(Front-end source files)
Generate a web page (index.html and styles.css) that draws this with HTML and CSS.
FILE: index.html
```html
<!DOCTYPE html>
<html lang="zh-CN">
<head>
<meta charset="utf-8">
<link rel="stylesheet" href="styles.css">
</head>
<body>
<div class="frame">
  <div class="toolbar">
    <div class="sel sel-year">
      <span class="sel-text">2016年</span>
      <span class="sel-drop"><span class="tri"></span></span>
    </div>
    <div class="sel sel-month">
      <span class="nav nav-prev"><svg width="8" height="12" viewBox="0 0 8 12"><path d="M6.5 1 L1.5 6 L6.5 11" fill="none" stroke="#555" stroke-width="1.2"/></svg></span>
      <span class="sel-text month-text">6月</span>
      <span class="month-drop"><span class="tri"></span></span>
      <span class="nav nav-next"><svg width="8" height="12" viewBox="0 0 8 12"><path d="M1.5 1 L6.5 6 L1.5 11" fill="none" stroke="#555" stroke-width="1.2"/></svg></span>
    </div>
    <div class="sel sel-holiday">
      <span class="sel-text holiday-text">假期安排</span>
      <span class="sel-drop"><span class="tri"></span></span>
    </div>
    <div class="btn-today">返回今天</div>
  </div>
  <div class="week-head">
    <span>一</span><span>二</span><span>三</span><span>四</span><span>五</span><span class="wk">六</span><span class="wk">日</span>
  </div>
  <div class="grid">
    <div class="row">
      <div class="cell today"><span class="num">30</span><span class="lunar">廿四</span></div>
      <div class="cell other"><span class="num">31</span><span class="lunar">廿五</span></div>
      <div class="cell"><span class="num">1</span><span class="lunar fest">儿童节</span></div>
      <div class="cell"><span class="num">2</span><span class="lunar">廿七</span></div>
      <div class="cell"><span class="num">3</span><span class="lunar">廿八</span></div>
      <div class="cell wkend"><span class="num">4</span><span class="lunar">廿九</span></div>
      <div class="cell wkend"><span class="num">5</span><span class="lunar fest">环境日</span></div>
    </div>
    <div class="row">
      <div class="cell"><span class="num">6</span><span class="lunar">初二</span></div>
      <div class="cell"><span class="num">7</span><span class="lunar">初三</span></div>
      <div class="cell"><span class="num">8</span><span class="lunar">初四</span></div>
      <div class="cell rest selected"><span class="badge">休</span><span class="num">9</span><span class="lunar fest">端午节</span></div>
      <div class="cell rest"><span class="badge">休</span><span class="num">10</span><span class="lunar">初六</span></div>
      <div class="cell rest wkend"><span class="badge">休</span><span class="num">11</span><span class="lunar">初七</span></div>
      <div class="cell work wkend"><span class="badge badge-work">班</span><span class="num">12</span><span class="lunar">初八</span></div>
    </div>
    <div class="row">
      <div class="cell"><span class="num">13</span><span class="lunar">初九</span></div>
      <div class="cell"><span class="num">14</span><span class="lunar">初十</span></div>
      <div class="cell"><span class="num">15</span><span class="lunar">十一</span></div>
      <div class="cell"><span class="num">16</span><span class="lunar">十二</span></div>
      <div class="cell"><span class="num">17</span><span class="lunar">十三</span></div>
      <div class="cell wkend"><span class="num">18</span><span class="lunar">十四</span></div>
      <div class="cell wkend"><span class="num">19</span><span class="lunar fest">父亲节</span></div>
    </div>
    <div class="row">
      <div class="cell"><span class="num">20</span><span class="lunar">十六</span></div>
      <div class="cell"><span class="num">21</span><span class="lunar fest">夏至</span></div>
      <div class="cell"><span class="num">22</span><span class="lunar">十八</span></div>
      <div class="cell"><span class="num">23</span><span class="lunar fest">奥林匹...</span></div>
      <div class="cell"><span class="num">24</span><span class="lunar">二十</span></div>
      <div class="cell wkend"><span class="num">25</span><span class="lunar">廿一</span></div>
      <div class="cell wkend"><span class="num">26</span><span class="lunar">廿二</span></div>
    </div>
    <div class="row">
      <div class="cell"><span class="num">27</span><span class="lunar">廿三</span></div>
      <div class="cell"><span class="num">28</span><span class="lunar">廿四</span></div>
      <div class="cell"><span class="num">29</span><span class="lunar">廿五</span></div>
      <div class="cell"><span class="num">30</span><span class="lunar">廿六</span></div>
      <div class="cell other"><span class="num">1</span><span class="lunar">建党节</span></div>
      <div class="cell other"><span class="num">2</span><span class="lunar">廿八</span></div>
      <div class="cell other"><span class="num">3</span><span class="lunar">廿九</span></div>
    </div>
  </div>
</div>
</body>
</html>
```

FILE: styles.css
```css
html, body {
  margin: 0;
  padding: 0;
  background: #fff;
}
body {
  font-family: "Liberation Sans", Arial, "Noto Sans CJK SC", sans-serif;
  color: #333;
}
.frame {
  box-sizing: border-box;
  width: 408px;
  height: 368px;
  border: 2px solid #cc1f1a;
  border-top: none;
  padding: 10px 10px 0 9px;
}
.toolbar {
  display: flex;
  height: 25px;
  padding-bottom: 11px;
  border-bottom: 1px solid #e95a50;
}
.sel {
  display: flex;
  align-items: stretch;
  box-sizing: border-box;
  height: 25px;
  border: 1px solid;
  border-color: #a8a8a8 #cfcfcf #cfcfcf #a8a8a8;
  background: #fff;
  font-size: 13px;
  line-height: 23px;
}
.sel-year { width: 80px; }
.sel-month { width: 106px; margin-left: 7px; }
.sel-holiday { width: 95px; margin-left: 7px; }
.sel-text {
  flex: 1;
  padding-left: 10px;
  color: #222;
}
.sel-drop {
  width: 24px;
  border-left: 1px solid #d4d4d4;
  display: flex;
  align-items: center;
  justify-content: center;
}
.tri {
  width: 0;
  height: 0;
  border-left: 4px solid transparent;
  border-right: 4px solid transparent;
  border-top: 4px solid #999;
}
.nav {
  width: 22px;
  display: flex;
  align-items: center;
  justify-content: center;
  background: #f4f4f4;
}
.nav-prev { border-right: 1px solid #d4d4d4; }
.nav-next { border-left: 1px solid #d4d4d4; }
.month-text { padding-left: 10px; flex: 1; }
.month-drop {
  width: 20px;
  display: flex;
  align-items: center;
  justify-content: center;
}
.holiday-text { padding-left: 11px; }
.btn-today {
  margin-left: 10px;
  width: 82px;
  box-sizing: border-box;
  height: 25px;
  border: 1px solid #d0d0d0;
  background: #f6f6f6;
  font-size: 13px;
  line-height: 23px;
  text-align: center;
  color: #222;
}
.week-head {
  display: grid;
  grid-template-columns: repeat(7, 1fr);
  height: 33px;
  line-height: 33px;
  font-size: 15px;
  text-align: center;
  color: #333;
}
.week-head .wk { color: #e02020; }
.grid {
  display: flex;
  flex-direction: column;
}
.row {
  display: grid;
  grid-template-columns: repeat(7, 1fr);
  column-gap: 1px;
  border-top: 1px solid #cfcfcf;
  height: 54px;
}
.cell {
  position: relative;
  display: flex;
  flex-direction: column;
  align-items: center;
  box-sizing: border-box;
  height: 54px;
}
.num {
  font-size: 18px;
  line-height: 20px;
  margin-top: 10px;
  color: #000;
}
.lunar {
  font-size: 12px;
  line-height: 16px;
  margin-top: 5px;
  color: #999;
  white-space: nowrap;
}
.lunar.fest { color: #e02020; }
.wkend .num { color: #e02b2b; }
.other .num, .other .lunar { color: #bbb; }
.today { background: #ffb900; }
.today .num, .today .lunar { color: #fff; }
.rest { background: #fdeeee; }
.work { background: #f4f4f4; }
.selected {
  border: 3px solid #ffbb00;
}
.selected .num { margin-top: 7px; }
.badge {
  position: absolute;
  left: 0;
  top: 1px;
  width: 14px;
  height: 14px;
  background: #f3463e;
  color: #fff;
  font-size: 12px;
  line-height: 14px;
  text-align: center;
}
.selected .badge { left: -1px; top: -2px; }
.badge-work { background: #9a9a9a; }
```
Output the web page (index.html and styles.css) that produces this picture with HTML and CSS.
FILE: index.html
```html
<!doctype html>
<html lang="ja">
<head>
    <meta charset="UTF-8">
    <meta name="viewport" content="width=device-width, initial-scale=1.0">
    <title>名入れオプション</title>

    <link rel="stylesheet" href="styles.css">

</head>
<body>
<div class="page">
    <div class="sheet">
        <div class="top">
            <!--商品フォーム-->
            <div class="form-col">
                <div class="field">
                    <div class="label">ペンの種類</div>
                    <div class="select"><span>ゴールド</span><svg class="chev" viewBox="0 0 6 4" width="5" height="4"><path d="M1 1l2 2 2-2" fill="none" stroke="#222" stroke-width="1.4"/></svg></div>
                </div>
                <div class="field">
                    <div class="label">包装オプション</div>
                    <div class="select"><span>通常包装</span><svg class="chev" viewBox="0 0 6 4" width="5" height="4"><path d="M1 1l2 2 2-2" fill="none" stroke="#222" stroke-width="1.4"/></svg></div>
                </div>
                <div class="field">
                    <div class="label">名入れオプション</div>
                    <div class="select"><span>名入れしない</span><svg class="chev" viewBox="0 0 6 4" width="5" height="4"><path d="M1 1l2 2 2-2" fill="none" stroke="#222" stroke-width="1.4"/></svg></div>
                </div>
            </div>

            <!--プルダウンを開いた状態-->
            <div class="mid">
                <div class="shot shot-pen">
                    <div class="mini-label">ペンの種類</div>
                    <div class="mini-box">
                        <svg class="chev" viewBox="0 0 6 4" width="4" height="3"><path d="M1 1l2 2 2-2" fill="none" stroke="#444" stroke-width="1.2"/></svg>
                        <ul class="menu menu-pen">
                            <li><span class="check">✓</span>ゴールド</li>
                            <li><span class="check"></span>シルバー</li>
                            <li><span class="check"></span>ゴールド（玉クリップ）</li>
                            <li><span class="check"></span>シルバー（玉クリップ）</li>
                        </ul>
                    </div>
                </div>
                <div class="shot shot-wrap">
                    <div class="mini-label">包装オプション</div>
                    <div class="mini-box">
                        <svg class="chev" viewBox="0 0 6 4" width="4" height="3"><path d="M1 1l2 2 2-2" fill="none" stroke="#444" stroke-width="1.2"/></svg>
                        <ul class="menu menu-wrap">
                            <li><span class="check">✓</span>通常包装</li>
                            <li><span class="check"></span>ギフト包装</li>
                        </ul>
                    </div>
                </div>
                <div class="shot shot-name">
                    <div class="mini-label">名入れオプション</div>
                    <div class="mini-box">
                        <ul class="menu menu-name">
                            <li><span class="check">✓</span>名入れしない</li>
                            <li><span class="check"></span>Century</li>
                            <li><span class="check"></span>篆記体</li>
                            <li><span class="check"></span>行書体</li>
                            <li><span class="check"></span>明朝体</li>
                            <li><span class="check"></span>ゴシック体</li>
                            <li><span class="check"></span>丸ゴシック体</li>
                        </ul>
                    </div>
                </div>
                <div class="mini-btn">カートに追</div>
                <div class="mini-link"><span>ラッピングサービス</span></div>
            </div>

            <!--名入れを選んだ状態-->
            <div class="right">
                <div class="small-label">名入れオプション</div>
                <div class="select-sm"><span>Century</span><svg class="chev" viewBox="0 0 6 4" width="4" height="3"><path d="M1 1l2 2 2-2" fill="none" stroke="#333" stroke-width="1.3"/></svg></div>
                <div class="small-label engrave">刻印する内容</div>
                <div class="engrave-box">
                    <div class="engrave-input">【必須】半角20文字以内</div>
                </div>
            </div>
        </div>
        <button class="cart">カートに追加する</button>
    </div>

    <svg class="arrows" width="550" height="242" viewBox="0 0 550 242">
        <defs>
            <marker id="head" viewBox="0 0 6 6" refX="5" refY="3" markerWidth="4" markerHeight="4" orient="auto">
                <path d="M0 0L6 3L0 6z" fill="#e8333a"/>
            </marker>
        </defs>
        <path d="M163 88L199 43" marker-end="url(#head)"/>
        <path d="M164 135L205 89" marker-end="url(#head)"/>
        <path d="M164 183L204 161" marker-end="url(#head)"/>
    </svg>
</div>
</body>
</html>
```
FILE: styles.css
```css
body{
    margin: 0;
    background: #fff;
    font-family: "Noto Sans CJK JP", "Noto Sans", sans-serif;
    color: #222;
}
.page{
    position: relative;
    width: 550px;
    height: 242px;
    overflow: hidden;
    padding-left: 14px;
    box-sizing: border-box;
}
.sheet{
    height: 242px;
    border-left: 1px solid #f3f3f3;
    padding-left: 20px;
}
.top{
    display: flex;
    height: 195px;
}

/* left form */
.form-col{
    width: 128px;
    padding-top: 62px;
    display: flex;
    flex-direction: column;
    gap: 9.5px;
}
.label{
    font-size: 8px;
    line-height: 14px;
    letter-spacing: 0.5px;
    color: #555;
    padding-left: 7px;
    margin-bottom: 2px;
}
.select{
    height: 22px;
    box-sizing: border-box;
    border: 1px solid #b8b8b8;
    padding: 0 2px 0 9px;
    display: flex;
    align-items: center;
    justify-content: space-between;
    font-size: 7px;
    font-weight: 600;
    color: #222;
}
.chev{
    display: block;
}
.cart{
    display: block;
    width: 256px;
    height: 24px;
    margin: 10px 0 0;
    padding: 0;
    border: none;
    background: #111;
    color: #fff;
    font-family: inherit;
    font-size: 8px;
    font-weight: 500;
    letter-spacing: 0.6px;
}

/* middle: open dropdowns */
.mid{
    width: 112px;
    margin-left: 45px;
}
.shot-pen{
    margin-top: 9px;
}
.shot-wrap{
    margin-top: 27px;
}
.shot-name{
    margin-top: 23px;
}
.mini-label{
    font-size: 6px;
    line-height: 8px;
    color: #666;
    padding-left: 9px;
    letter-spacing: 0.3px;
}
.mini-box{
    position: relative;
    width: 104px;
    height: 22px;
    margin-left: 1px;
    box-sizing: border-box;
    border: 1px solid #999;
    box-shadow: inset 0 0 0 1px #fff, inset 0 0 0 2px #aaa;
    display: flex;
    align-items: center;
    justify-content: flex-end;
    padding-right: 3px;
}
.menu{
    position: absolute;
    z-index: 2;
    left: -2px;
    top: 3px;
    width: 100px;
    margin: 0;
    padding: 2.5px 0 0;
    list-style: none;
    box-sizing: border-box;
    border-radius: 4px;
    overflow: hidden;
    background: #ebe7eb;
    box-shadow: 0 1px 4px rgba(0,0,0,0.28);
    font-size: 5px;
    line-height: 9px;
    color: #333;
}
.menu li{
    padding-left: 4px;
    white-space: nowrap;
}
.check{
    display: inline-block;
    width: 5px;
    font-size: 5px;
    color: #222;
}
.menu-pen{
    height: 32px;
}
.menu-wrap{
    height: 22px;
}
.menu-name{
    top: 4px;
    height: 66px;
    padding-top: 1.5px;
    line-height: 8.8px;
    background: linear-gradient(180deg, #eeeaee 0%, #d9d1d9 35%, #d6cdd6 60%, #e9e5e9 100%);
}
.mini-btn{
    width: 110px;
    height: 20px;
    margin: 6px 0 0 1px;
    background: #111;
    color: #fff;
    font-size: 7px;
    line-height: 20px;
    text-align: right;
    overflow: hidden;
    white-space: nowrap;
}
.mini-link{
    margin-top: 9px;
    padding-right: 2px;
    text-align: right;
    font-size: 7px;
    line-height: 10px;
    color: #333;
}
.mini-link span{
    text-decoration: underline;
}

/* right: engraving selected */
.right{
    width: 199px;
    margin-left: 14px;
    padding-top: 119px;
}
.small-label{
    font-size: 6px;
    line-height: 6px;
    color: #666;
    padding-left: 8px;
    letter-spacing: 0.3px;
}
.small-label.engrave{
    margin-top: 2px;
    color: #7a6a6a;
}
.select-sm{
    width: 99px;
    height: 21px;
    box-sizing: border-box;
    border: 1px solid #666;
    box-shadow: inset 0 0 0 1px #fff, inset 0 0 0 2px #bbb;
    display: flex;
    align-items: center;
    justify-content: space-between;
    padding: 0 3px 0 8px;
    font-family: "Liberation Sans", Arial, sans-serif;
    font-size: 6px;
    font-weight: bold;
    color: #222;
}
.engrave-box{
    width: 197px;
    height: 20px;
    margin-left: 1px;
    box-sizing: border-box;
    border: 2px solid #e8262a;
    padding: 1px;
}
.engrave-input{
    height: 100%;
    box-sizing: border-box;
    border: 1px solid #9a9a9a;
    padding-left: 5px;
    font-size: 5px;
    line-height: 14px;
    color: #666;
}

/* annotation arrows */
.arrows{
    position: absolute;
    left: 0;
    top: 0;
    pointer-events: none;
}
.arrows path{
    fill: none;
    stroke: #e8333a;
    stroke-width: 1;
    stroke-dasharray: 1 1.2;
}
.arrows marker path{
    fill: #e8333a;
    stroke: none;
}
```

▸ TASK INSTRUCTIONS:
From the records above, pick out and copy each line holding the word "this".

▸ ANSWER IN FULL:
Generate a web page (index.html and styles.css) that draws this with HTML and CSS.
Output the web page (index.html and styles.css) that produces this picture with HTML and CSS.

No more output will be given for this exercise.